Transcribe every line exactly and omit anything that is a picture.

## GIVEN DATA
>> BEGIN
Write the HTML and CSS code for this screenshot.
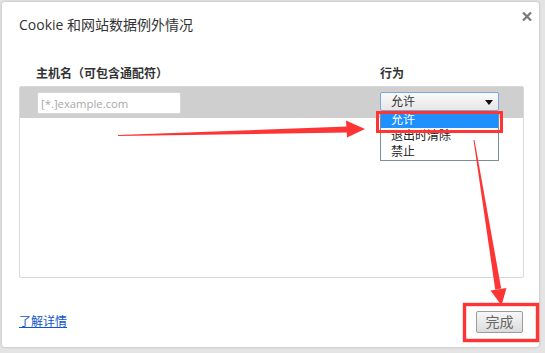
FILE: index.html
```html
<!DOCTYPE html>
<html lang="zh-CN">
<head>
<meta charset="utf-8">
<title>Cookie 和网站数据例外情况</title>
<link rel="stylesheet" href="styles.css">
</head>
<body>
<div class="backdrop">
  <div class="dialog">
    <div class="head">
      <h1 class="title">Cookie 和网站数据例外情况</h1>
      <svg class="close" width="10" height="9" viewBox="0 0 10 9"><path d="M1 0.5 L9 8.5 M9 0.5 L1 8.5" stroke="#7a7a7a" stroke-width="2.2" fill="none"/></svg>
    </div>
    <div class="cols">
      <span>主机名（可包含通配符）</span>
      <span>行为</span>
    </div>
    <div class="list">
      <div class="row">
        <input class="host" type="text" placeholder="[*.]example.com">
        <div class="select">允许<span class="caret"></span>
          <ul class="popup">
            <li class="on">允许</li>
            <li>退出时清除</li>
            <li>禁止</li>
          </ul>
        </div>
      </div>
    </div>
    <div class="foot">
      <a class="link" href="#">了解详情</a>
      <button class="done" type="button">完成</button>
    </div>
  </div>
</div>
<svg class="annot" width="545" height="353" viewBox="0 0 545 353">
  <g fill="#fd3535">
    <polygon points="118,135 347,126.5 347,132.5 118,136"/>
    <polygon points="346,120.5 365,129 347,137.5"/>
    <polygon points="473.5,140.1 474.5,139.9 501.2,288.5 495.2,289.5"/>
    <polygon points="490.5,290.5 506.5,288 501.5,305.5"/>
  </g>
  <g fill="none" stroke="#fd3535" stroke-width="3">
    <rect x="377.5" y="112.5" width="124" height="19"/>
    <rect x="464.5" y="304.5" width="73" height="36" stroke-width="3.4"/>
  </g>
</svg>
</body>
</html>
```
FILE: styles.css
```css
html, body {
  margin: 0;
  padding: 0;
}
body {
  width: 545px;
  height: 353px;
  overflow: hidden;
  position: relative;
  background: #e4e4e4;
  font-family: "Open Sans", "Noto Sans CJK SC", sans-serif;
  color: #333;
}
.backdrop {
  padding: 2px 0 0 2px;
  height: 353px;
  box-sizing: border-box;
}
.dialog {
  width: 537px;
  height: 345px;
  background: #fff;
  border-radius: 3px;
  box-shadow: 0 0 3px rgba(0, 0, 0, 0.22);
  display: flex;
  flex-direction: column;
  box-sizing: border-box;
}
.head {
  display: flex;
  justify-content: space-between;
  align-items: flex-start;
  padding: 13px 7px 0 17px;
}
.title {
  margin: 0;
  font-size: 14px;
  font-weight: normal;
  line-height: 20px;
  color: #333;
}
.close {
  display: block;
  margin-top: -3px;
}
.cols {
  display: grid;
  grid-template-columns: 344px auto;
  margin: 31px 15px 0 17px;
  padding-left: 17px;
  font-size: 12px;
  font-weight: bold;
  line-height: 16px;
  color: #333;
}
.list {
  margin: 4px 15px 0 17px;
  height: 192px;
  border: 1px solid #d9d9d9;
  border-radius: 2px;
  box-sizing: border-box;
}
.row {
  display: grid;
  grid-template-columns: 343px 119px;
  align-items: start;
  height: 31px;
  padding: 5px 0 0 17px;
  box-sizing: border-box;
  background: #cfcfcf;
}
.host {
  width: 144px;
  height: 22px;
  margin: 0;
  box-sizing: border-box;
  border: 1px solid #d6d6d6;
  border-radius: 2px;
  padding: 0 3px;
  background: #fff;
  font: 11.3px "Open Sans", "Noto Sans CJK SC", sans-serif;
  color: #333;
  outline: none;
}
.host::placeholder {
  color: #a8a8a8;
}
.select {
  position: relative;
  width: 119px;
  height: 19px;
  box-sizing: border-box;
  border: 1px solid #7aa7e0;
  border-radius: 2px;
  background: linear-gradient(#fafafa, #e6e6e6);
  padding-left: 10px;
  font-size: 12px;
  line-height: 17px;
  color: #333;
}
.caret {
  position: absolute;
  right: 5px;
  top: 6.5px;
  width: 0;
  height: 0;
  border-left: 4px solid transparent;
  border-right: 4px solid transparent;
  border-top: 5px solid #111;
}
.popup {
  position: absolute;
  left: -1px;
  top: 18px;
  width: 119px;
  margin: 0;
  padding: 0;
  list-style: none;
  box-sizing: border-box;
  border: 1px solid #7f8c99;
  background: #fff;
}
.popup li {
  height: 16px;
  line-height: 16px;
  padding-left: 10px;
  font-size: 12px;
  color: #222;
}
.popup li.on {
  background: #1e90ff;
  color: #fff;
}
.foot {
  margin-top: auto;
  display: flex;
  justify-content: space-between;
  align-items: center;
  padding: 0 16px 14px 17px;
}
.link {
  font-size: 12px;
  line-height: 16px;
  color: #1155cc;
  text-decoration: underline;
}
.done {
  width: 47px;
  height: 22px;
  margin: 0;
  padding: 0;
  box-sizing: border-box;
  border: 1px solid #9c9c9c;
  border-radius: 2px;
  background: linear-gradient(#f7f7f7, #dcdcdc);
  font: 14px/20px "Open Sans", "Noto Sans CJK SC", sans-serif;
  color: #666;
}
.annot {
  position: absolute;
  left: 0;
  top: 0;
  pointer-events: none;
}
```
>> END
## RESULT OF THIS EXERCISE
Write the HTML and CSS code for this screenshot.
FILE: index.html
```html
<!DOCTYPE html>
<html lang="zh-CN">
<head>
<meta charset="utf-8">
<title>Cookie 和网站数据例外情况</title>
<link rel="stylesheet" href="styles.css">
</head>
<body>
<div class="backdrop">
  <div class="dialog">
    <div class="head">
      <h1 class="title">Cookie 和网站数据例外情况</h1>
      <svg class="close" width="10" height="9" viewBox="0 0 10 9"><path d="M1 0.5 L9 8.5 M9 0.5 L1 8.5" stroke="#7a7a7a" stroke-width="2.2" fill="none"/></svg>
    </div>
    <div class="cols">
      <span>主机名（可包含通配符）</span>
      <span>行为</span>
    </div>
    <div class="list">
      <div class="row">
        <input class="host" type="text" placeholder="[*.]example.com">
        <div class="select">允许<span class="caret"></span>
          <ul class="popup">
            <li class="on">允许</li>
            <li>退出时清除</li>
            <li>禁止</li>
          </ul>
        </div>
      </div>
    </div>
    <div class="foot">
      <a class="link" href="#">了解详情</a>
      <button class="done" type="button">完成</button>
    </div>
  </div>
</div>
<svg class="annot" width="545" height="353" viewBox="0 0 545 353">
  <g fill="#fd3535">
    <polygon points="118,135 347,126.5 347,132.5 118,136"/>
    <polygon points="346,120.5 365,129 347,137.5"/>
    <polygon points="473.5,140.1 474.5,139.9 501.2,288.5 495.2,289.5"/>
    <polygon points="490.5,290.5 506.5,288 501.5,305.5"/>
  </g>
  <g fill="none" stroke="#fd3535" stroke-width="3">
    <rect x="377.5" y="112.5" width="124" height="19"/>
    <rect x="464.5" y="304.5" width="73" height="36" stroke-width="3.4"/>
  </g>
</svg>
</body>
</html>
```
FILE: styles.css
```css
html, body {
  margin: 0;
  padding: 0;
}
body {
  width: 545px;
  height: 353px;
  overflow: hidden;
  position: relative;
  background: #e4e4e4;
  font-family: "Open Sans", "Noto Sans CJK SC", sans-serif;
  color: #333;
}
.backdrop {
  padding: 2px 0 0 2px;
  height: 353px;
  box-sizing: border-box;
}
.dialog {
  width: 537px;
  height: 345px;
  background: #fff;
  border-radius: 3px;
  box-shadow: 0 0 3px rgba(0, 0, 0, 0.22);
  display: flex;
  flex-direction: column;
  box-sizing: border-box;
}
.head {
  display: flex;
  justify-content: space-between;
  align-items: flex-start;
  padding: 13px 7px 0 17px;
}
.title {
  margin: 0;
  font-size: 14px;
  font-weight: normal;
  line-height: 20px;
  color: #333;
}
.close {
  display: block;
  margin-top: -3px;
}
.cols {
  display: grid;
  grid-template-columns: 344px auto;
  margin: 31px 15px 0 17px;
  padding-left: 17px;
  font-size: 12px;
  font-weight: bold;
  line-height: 16px;
  color: #333;
}
.list {
  margin: 4px 15px 0 17px;
  height: 192px;
  border: 1px solid #d9d9d9;
  border-radius: 2px;
  box-sizing: border-box;
}
.row {
  display: grid;
  grid-template-columns: 343px 119px;
  align-items: start;
  height: 31px;
  padding: 5px 0 0 17px;
  box-sizing: border-box;
  background: #cfcfcf;
}
.host {
  width: 144px;
  height: 22px;
  margin: 0;
  box-sizing: border-box;
  border: 1px solid #d6d6d6;
  border-radius: 2px;
  padding: 0 3px;
  background: #fff;
  font: 11.3px "Open Sans", "Noto Sans CJK SC", sans-serif;
  color: #333;
  outline: none;
}
.host::placeholder {
  color: #a8a8a8;
}
.select {
  position: relative;
  width: 119px;
  height: 19px;
  box-sizing: border-box;
  border: 1px solid #7aa7e0;
  border-radius: 2px;
  background: linear-gradient(#fafafa, #e6e6e6);
  padding-left: 10px;
  font-size: 12px;
  line-height: 17px;
  color: #333;
}
.caret {
  position: absolute;
  right: 5px;
  top: 6.5px;
  width: 0;
  height: 0;
  border-left: 4px solid transparent;
  border-right: 4px solid transparent;
  border-top: 5px solid #111;
}
.popup {
  position: absolute;
  left: -1px;
  top: 18px;
  width: 119px;
  margin: 0;
  padding: 0;
  list-style: none;
  box-sizing: border-box;
  border: 1px solid #7f8c99;
  background: #fff;
}
.popup li {
  height: 16px;
  line-height: 16px;
  padding-left: 10px;
  font-size: 12px;
  color: #222;
}
.popup li.on {
  background: #1e90ff;
  color: #fff;
}
.foot {
  margin-top: auto;
  display: flex;
  justify-content: space-between;
  align-items: center;
  padding: 0 16px 14px 17px;
}
.link {
  font-size: 12px;
  line-height: 16px;
  color: #1155cc;
  text-decoration: underline;
}
.done {
  width: 47px;
  height: 22px;
  margin: 0;
  padding: 0;
  box-sizing: border-box;
  border: 1px solid #9c9c9c;
  border-radius: 2px;
  background: linear-gradient(#f7f7f7, #dcdcdc);
  font: 14px/20px "Open Sans", "Noto Sans CJK SC", sans-serif;
  color: #666;
}
.annot {
  position: absolute;
  left: 0;
  top: 0;
  pointer-events: none;
}
```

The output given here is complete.